(Front-end source files)
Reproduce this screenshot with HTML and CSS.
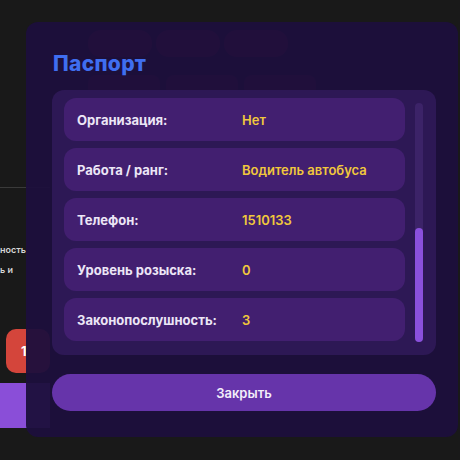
FILE: index.html
```html
<!DOCTYPE html>
<html lang="ru">
<head>
    <meta charset="UTF-8">
    <meta name="viewport" content="width=device-width, initial-scale=1.0">
    <title>Паспорт</title>
    <link rel="stylesheet" href="styles.css">
</head>
<body>
    <div class="page">
        <div class="side">
            <div class="rule"></div>
            <p class="note">ность<br>ь и</p>
            <div class="badge">1</div>
            <div class="block"></div>
        </div>
        <div class="main">
            <div class="pill-row">
                <span class="pill"></span>
                <span class="pill"></span>
                <span class="pill"></span>
            </div>
            <div class="pill-row second">
                <span class="pill wide"></span>
                <span class="pill wide"></span>
                <span class="pill wide"></span>
            </div>
            <div class="tiles">
                <span class="tile"></span>
                <span class="tile"></span>
            </div>
        </div>
    </div>

    <div class="modal">
        <h1 class="modal-title">Паспорт</h1>
        <div class="info-box">
            <div class="info-list">
                <div class="info-row">
                    <span class="label">Организация:</span>
                    <span class="value">Нет</span>
                </div>
                <div class="info-row">
                    <span class="label">Работа / ранг:</span>
                    <span class="value">Водитель автобуса</span>
                </div>
                <div class="info-row">
                    <span class="label">Телефон:</span>
                    <span class="value">1510133</span>
                </div>
                <div class="info-row">
                    <span class="label">Уровень розыска:</span>
                    <span class="value">0</span>
                </div>
                <div class="info-row">
                    <span class="label">Законопослушность:</span>
                    <span class="value">3</span>
                </div>
            </div>
            <div class="scroll-track">
                <div class="scroll-thumb"></div>
            </div>
        </div>
        <button class="close-btn">Закрыть</button>
    </div>
</body>
</html>
```

FILE: styles.css
```css
body {
    margin: 0;
    padding: 0;
    background: #191919;
    font-family: 'Inter', 'Noto Sans', sans-serif;
    width: 460px;
    height: 460px;
    overflow: hidden;
    position: relative;
}

/* page behind the modal */
.page {
    display: flex;
    height: 460px;
}

.side {
    width: 50px;
    padding-top: 187px;
    display: flex;
    flex-direction: column;
}

.rule {
    height: 1px;
    background: #3a3a3a;
}

.note {
    margin: 52px 0 0 0;
    font-size: 9px;
    line-height: 20px;
    font-weight: 600;
    color: #d6d6d6;
}

.badge {
    margin: 49px 0 0 6px;
    width: 44px;
    height: 44px;
    border-radius: 10px;
    background: #d4453b;
    color: #fff;
    font-size: 13px;
    font-weight: 700;
    line-height: 44px;
    padding-left: 15px;
    box-sizing: border-box;
}

.block {
    margin-top: 10px;
    height: 45px;
    background: #8a4ed8;
}

.main {
    padding: 30px 0 0 38px;
    display: flex;
    flex-direction: column;
    gap: 18px;
}

.pill-row {
    display: flex;
    gap: 4px;
}

.pill {
    width: 64px;
    height: 27px;
    border-radius: 13px;
    background: #7a1e30;
}

.pill-row.second {
    gap: 6px;
}

.pill.wide {
    width: 72px;
    height: 22px;
    border-radius: 8px;
    background: #5c1a34;
}

.tiles {
    display: flex;
    gap: 12px;
    margin-left: 102px;
    margin-top: -18px;
}

.tile {
    width: 50px;
    height: 45px;
    border-radius: 8px;
    background: #6a6f86;
}

/* modal */
.modal {
    position: absolute;
    left: 26px;
    top: 22px;
    width: 432px;
    box-sizing: border-box;
    padding: 30px 22px 26px 26px;
    background: rgba(28, 15, 60, 0.95);
    border-radius: 12px;
}

.modal-title {
    margin: 0 0 14px 1px;
    font-size: 21px;
    line-height: 24px;
    font-weight: 800;
    letter-spacing: 0.3px;
    color: #3f6ef0;
}

.info-box {
    display: flex;
    background: #2d1855;
    border-radius: 12px;
    padding: 8px 13px 13px 12px;
}

.info-list {
    flex: 1;
    display: flex;
    flex-direction: column;
    gap: 7px;
}

.info-row {
    display: flex;
    align-items: center;
    height: 43px;
    padding-left: 13px;
    border-radius: 12px;
    background: #421f70;
}

.label {
    width: 165px;
    font-size: 13px;
    font-weight: 700;
    color: #ece6f6;
}

.value {
    font-size: 13px;
    font-weight: 600;
    color: #f1c83c;
}

.scroll-track {
    width: 8px;
    margin: 5px 0 0 10px;
    height: 239px;
    border-radius: 4px;
    background: #3c2368;
    position: relative;
}

.scroll-thumb {
    position: absolute;
    left: 0;
    right: 0;
    top: 125px;
    height: 114px;
    border-radius: 4px;
    background: #8a50dc;
}

.close-btn {
    display: block;
    width: 100%;
    height: 37px;
    margin-top: 19px;
    border: none;
    border-radius: 19px;
    background: #6634aa;
    color: #f3eefa;
    font-family: 'Inter', 'Noto Sans', sans-serif;
    font-size: 13px;
    font-weight: 600;
}
```
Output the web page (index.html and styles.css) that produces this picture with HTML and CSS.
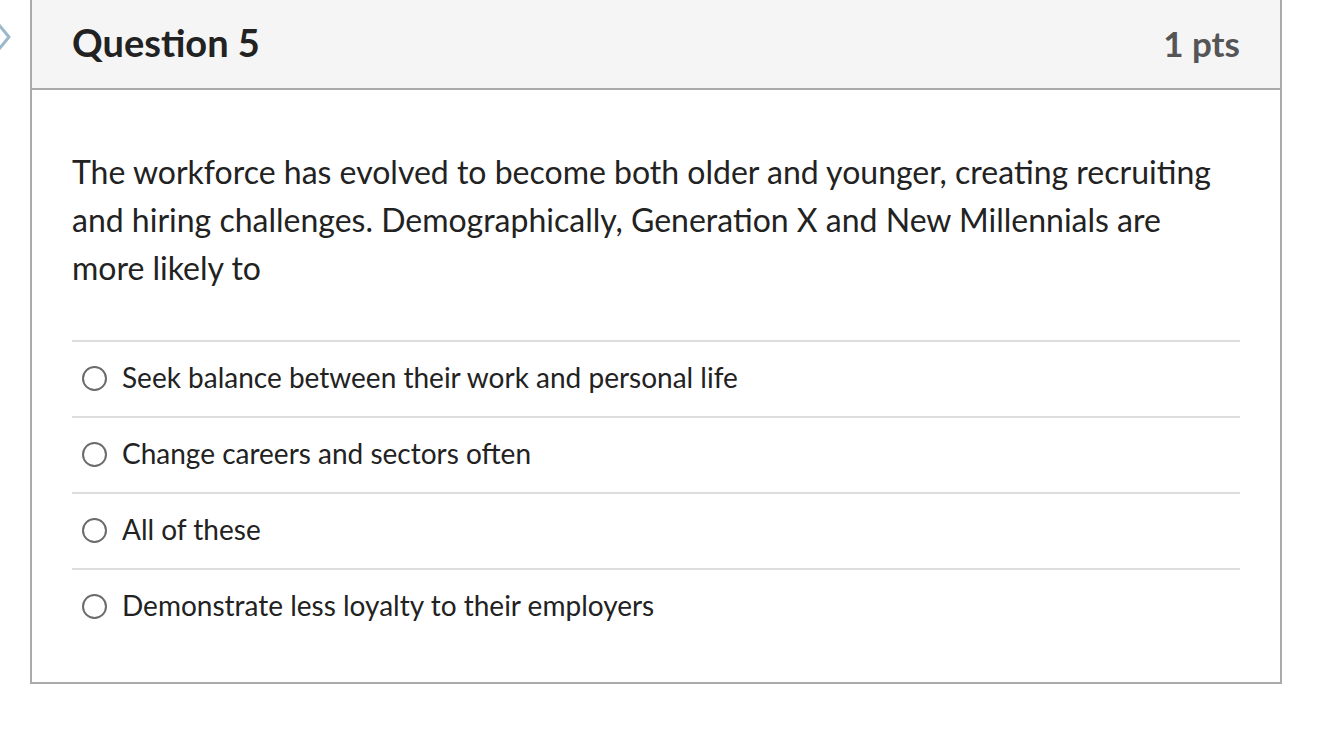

What to do | Give an exact copy of the material, leaving out every picture.

Solution for this exercise |
Reproduce this screenshot with HTML and CSS.
FILE: index.html
```html
<!DOCTYPE html>
<html lang="ru">
<head>
    <meta charset="UTF-8">
    <meta name="viewport" content="width=device-width, initial-scale=1.0">
    <title>Паспорт</title>
    <link rel="stylesheet" href="styles.css">
</head>
<body>
    <div class="page">
        <div class="side">
            <div class="rule"></div>
            <p class="note">ность<br>ь и</p>
            <div class="badge">1</div>
            <div class="block"></div>
        </div>
        <div class="main">
            <div class="pill-row">
                <span class="pill"></span>
                <span class="pill"></span>
                <span class="pill"></span>
            </div>
            <div class="pill-row second">
                <span class="pill wide"></span>
                <span class="pill wide"></span>
                <span class="pill wide"></span>
            </div>
            <div class="tiles">
                <span class="tile"></span>
                <span class="tile"></span>
            </div>
        </div>
    </div>

    <div class="modal">
        <h1 class="modal-title">Паспорт</h1>
        <div class="info-box">
            <div class="info-list">
                <div class="info-row">
                    <span class="label">Организация:</span>
                    <span class="value">Нет</span>
                </div>
                <div class="info-row">
                    <span class="label">Работа / ранг:</span>
                    <span class="value">Водитель автобуса</span>
                </div>
                <div class="info-row">
                    <span class="label">Телефон:</span>
                    <span class="value">1510133</span>
                </div>
                <div class="info-row">
                    <span class="label">Уровень розыска:</span>
                    <span class="value">0</span>
                </div>
                <div class="info-row">
                    <span class="label">Законопослушность:</span>
                    <span class="value">3</span>
                </div>
            </div>
            <div class="scroll-track">
                <div class="scroll-thumb"></div>
            </div>
        </div>
        <button class="close-btn">Закрыть</button>
    </div>
</body>
</html>
```

FILE: styles.css
```css
body {
    margin: 0;
    padding: 0;
    background: #191919;
    font-family: 'Inter', 'Noto Sans', sans-serif;
    width: 460px;
    height: 460px;
    overflow: hidden;
    position: relative;
}

/* page behind the modal */
.page {
    display: flex;
    height: 460px;
}

.side {
    width: 50px;
    padding-top: 187px;
    display: flex;
    flex-direction: column;
}

.rule {
    height: 1px;
    background: #3a3a3a;
}

.note {
    margin: 52px 0 0 0;
    font-size: 9px;
    line-height: 20px;
    font-weight: 600;
    color: #d6d6d6;
}

.badge {
    margin: 49px 0 0 6px;
    width: 44px;
    height: 44px;
    border-radius: 10px;
    background: #d4453b;
    color: #fff;
    font-size: 13px;
    font-weight: 700;
    line-height: 44px;
    padding-left: 15px;
    box-sizing: border-box;
}

.block {
    margin-top: 10px;
    height: 45px;
    background: #8a4ed8;
}

.main {
    padding: 30px 0 0 38px;
    display: flex;
    flex-direction: column;
    gap: 18px;
}

.pill-row {
    display: flex;
    gap: 4px;
}

.pill {
    width: 64px;
    height: 27px;
    border-radius: 13px;
    background: #7a1e30;
}

.pill-row.second {
    gap: 6px;
}

.pill.wide {
    width: 72px;
    height: 22px;
    border-radius: 8px;
    background: #5c1a34;
}

.tiles {
    display: flex;
    gap: 12px;
    margin-left: 102px;
    margin-top: -18px;
}

.tile {
    width: 50px;
    height: 45px;
    border-radius: 8px;
    background: #6a6f86;
}

/* modal */
.modal {
    position: absolute;
    left: 26px;
    top: 22px;
    width: 432px;
    box-sizing: border-box;
    padding: 30px 22px 26px 26px;
    background: rgba(28, 15, 60, 0.95);
    border-radius: 12px;
}

.modal-title {
    margin: 0 0 14px 1px;
    font-size: 21px;
    line-height: 24px;
    font-weight: 800;
    letter-spacing: 0.3px;
    color: #3f6ef0;
}

.info-box {
    display: flex;
    background: #2d1855;
    border-radius: 12px;
    padding: 8px 13px 13px 12px;
}

.info-list {
    flex: 1;
    display: flex;
    flex-direction: column;
    gap: 7px;
}

.info-row {
    display: flex;
    align-items: center;
    height: 43px;
    padding-left: 13px;
    border-radius: 12px;
    background: #421f70;
}

.label {
    width: 165px;
    font-size: 13px;
    font-weight: 700;
    color: #ece6f6;
}

.value {
    font-size: 13px;
    font-weight: 600;
    color: #f1c83c;
}

.scroll-track {
    width: 8px;
    margin: 5px 0 0 10px;
    height: 239px;
    border-radius: 4px;
    background: #3c2368;
    position: relative;
}

.scroll-thumb {
    position: absolute;
    left: 0;
    right: 0;
    top: 125px;
    height: 114px;
    border-radius: 4px;
    background: #8a50dc;
}

.close-btn {
    display: block;
    width: 100%;
    height: 37px;
    margin-top: 19px;
    border: none;
    border-radius: 19px;
    background: #6634aa;
    color: #f3eefa;
    font-family: 'Inter', 'Noto Sans', sans-serif;
    font-size: 13px;
    font-weight: 600;
}
```
Output the web page (index.html and styles.css) that produces this picture with HTML and CSS.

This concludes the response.